If I was you, I would just calculate each groups estimated average salary with 95% causing the model output and plot those data for you audience!
 

Dason

Ambassador to the humans
#3
Noetsi. You understand that one group must have the lowest average right? And that the parameter estimates are the estimated differences between the averages? So if the lowest group is chosen as the reference group then all of the differences will be positive right?
 

noetsi

Fortran must die
#4
I thought that the dummy was showing the difference between being in the group and not being in the group. So for example when you look at the dummy for 60 +you were comparing those 60 +to everyone who was not 60+( most of whom earn more than 60 plus and most of whom are not in the excluded group).

But it looks like you are saying instead that they are comparing those 60+ to the reference group, not to everyone who was not sixty plus. Amazing all the years I have read descriptions of dummy variables I missed this. I think it is because most of the examples use variables that only have two levels like gender.

But it is correct to say that if group 1 is higher relative to group 2 (both in terms of the reference group) they group 1 is higher than group 2.
 

noetsi

Fortran must die
#5
They are all the estimated average increase in salary between reference and listed group. Yes they can all be positive if that group on average makes more than kids.

You can get other comparisons by using the estimate or contrast statement in SAS or emeans in R. But those values should've apparent from staring at the estimates.

If I was you, I would just calculate each groups estimated average salary with 95% causing the model output and plot those data for you audience!
The reason I don't want to generate descriptives is that they fail to control for other variables in the model. And we have 40 plus variables in the model. I built descriptives like average salary and then gave up because of this concern.
 

hlsmith

Less is more. Stay pure. Stay poor.
#6
Descriptive based on your multiple linear regression. Intercept is <16, intercept plus 16 group equals 16 group, intercept plus next group equals next group,..., intercept plus 61 group equals mean value for 61 group. Get it?

Yes, each coefficient is the mean increase in value from reference, so you can kind of compare them to each other, group 1 vs group 2.
 

noetsi

Fortran must die
#7
Ok but say you have this situation, and this is real data.

In age you are comparing each level to the same reference level. So you can compare levels. But for one other group of variables there is no reference level in common. I call these other. For example Veteran's reference level is not being a veteran. Gender is not being Female. I did not think in that case one could directly compare the impact of one variable to the other variable... (but I have been wrong all night so who knows). :p

I honestly don't get what you mean here. I have never seen an example of this in a journal.

Descriptive based on your multiple linear regression. Intercept is <16, intercept plus 16 group equals 16 group, intercept plus next group equals next group,..., intercept plus 61 group equals mean value for 61 group. Get it?

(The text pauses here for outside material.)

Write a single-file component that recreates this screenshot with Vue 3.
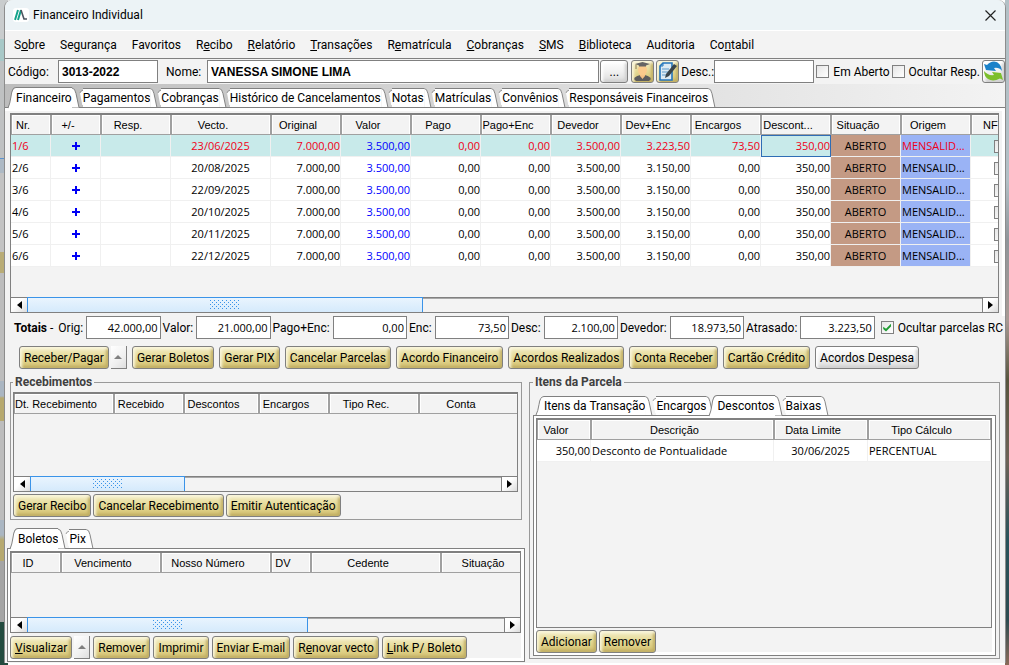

I am doing something simpler. The tables you saw above and this summary of them in the executive summary.

  • The impact of age is most positive in the 45 -54 level ($3,320 more than the reference level) and least positive in the 60 or older level ($1,920 more than the reference level).
  • For education, having a college degree is helpful Those with a BA on average earn $2,070 more than the reference level. On the other extreme those with a special education certificate earn $1,080 less than the reference level. Those few who have an advanced degree beyond a bachelor’s degree actually earn less on average than those with a bachelor’s which is surprising.
  • Which disability group individuals are in matters. Those in the auditory and communicative disorder category earn $490 more than the reference level. On the other extreme those who have a psychological and psychosocial category earn $420 less than the reference level.
  • The severity of a disability makes a great deal of difference. Those who are most significantly disabled earn $2,700 less than the reference level. Those with a significant disability earn $2,300 dollars less than the reference level.
  • Race has a lesser impact than most variables, but it does have some impact. Those who chose more than one race earned $360 dollars more than the reference level. Native Americans (which includes Alaskan natives) earned approximately $210 less than the reference level.
  • Among other factors considered, being a Veteran was the most positive. Being a veteran resulted in earning $500 more than the reference level. On the other extreme, receiving public support at IPE led to earning about $1,230 less, being classified as low income, $610 less, and being long term unemployment $410 less (all in comparison to their reference levels).
 

hlsmith

Less is more. Stay pure. Stay poor.
#8
Yeah, what you have seems fine. And yeah you are correct that when grabbing estimates from the multiple linear reg they would be for the base case for the other references, so your presentation above seems fine.
 

noetsi

Fortran must die
#9
I am running proc genmod, essentially OLS (the distribution is Normal and the link function is Identity). My dependent variable has two levels (0 and 1). As I understand it the slope is thus increased chance of being in one of these levels (I believe the increased chance of level 1, but I am uncertain of this in the documentation). Or decreased chance of course if the slope is negative.

With dummy variables it is the mean difference as always, but it still reflects the increased (or decreased) chance of being at one of the levels (again I assume this is level 1).

I ask this because in Proc Logistics unlike normal software SAS maximized the chance of being at level 0 not 1.
 

hlsmith

Less is more. Stay pure. Stay poor.
#10
The output or log likely tells you which is the DV and IV reference groups.

Also, as mentioned before - this model would be kicking out the probability values and using the MLE.